• [Problem] Return each line holding the string "React".

• [Task data]
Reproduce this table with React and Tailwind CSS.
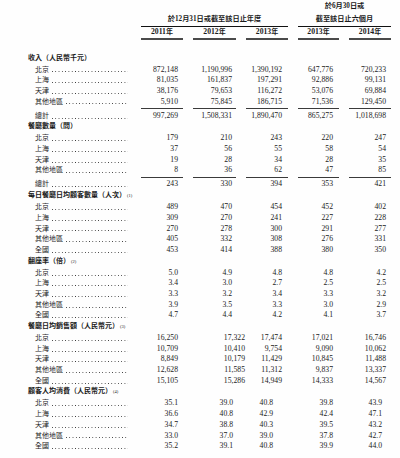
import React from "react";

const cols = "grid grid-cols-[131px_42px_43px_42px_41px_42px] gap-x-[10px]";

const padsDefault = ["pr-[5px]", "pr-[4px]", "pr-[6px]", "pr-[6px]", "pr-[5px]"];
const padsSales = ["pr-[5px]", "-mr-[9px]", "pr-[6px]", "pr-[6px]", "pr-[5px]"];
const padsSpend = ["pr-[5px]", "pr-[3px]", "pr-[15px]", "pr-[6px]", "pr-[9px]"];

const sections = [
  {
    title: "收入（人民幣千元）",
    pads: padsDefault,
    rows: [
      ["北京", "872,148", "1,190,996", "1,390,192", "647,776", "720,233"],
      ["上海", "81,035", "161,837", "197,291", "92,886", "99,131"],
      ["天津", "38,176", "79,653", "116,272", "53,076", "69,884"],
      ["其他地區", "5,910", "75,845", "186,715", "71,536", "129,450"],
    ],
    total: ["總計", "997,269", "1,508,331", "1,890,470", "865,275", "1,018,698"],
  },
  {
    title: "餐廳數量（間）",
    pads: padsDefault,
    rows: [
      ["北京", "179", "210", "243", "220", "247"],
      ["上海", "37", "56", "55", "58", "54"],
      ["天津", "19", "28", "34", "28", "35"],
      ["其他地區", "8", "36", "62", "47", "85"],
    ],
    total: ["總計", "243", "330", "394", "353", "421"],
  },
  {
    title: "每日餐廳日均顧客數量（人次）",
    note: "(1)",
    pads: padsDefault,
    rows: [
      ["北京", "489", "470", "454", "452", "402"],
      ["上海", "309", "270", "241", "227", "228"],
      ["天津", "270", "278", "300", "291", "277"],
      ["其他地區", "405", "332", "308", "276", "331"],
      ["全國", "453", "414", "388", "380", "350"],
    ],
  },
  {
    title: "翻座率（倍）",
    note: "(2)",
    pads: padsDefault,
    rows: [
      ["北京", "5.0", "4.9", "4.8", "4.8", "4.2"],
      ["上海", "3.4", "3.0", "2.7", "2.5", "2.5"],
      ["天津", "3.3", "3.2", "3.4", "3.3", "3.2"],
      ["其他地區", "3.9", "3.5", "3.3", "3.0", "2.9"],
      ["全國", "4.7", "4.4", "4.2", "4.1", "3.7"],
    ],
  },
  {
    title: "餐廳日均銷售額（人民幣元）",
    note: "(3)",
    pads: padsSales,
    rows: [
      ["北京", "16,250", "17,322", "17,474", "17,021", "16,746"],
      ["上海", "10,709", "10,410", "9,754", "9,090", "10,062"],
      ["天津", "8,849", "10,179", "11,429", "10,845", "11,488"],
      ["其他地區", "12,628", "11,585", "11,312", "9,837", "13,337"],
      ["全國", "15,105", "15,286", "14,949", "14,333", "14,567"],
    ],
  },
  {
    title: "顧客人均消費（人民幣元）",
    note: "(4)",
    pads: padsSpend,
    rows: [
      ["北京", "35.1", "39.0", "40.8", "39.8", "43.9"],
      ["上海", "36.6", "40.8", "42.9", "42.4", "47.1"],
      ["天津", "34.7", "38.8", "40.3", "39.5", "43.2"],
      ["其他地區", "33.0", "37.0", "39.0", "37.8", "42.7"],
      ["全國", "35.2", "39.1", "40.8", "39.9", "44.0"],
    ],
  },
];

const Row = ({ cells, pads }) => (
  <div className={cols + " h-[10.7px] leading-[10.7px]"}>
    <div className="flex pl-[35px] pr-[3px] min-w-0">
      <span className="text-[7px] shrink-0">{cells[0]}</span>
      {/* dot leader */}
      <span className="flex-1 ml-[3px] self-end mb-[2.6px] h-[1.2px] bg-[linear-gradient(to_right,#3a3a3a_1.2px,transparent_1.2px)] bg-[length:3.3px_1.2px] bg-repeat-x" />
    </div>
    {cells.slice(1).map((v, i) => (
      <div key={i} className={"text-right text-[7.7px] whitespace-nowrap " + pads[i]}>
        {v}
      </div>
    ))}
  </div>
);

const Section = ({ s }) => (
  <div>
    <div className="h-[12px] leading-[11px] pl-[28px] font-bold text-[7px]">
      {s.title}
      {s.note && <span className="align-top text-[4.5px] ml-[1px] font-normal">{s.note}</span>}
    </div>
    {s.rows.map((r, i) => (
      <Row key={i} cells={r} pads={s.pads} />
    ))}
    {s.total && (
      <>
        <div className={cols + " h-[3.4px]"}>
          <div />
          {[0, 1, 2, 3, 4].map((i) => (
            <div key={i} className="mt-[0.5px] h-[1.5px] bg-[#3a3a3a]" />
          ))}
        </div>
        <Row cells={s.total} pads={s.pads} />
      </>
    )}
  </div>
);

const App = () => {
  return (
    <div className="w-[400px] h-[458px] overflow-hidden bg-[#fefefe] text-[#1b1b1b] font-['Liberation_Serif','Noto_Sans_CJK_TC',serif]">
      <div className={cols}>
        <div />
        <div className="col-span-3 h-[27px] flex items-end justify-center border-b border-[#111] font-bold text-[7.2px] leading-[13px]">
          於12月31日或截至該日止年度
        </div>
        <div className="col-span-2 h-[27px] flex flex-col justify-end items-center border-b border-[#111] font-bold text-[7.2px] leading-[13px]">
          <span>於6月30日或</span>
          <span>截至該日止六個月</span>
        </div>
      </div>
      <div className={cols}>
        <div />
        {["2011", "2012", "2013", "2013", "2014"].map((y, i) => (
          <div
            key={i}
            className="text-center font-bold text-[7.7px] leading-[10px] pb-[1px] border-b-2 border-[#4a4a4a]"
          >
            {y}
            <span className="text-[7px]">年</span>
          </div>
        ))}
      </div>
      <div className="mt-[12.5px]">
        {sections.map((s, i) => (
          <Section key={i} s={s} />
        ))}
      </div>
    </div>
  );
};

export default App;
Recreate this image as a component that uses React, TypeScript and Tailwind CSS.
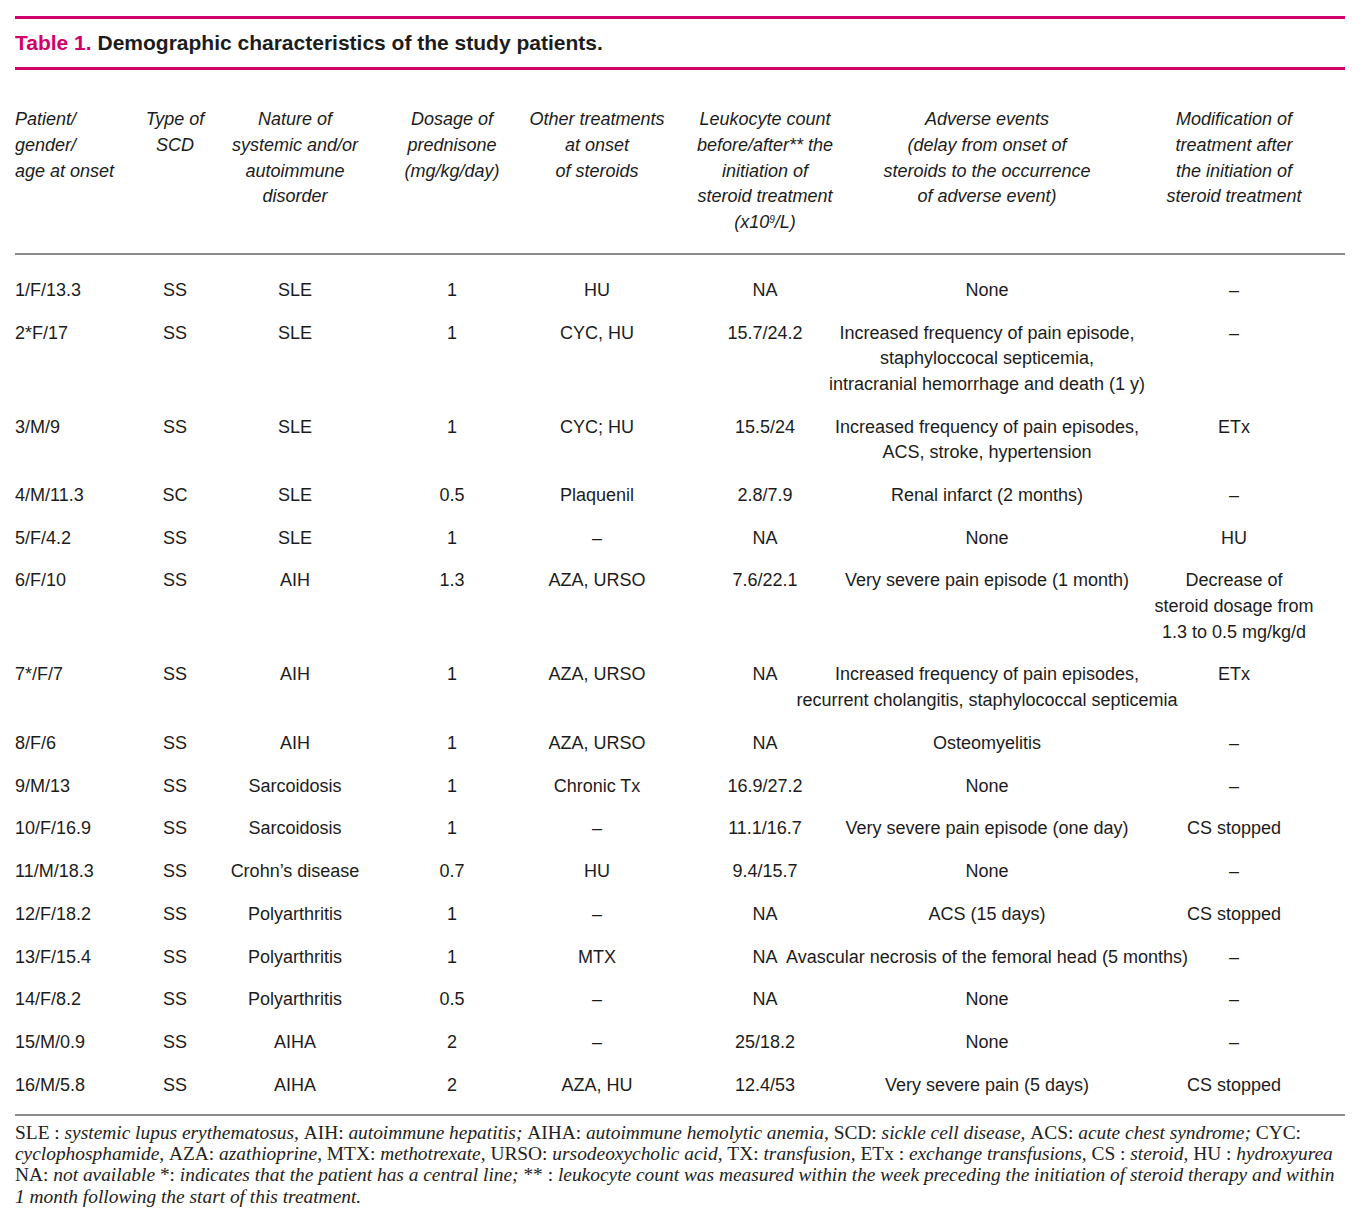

• [Reply to the exercise]
Reproduce this table with React and Tailwind CSS.
import React from "react";
Recreate this image as a component that uses React, TypeScript and Tailwind CSS.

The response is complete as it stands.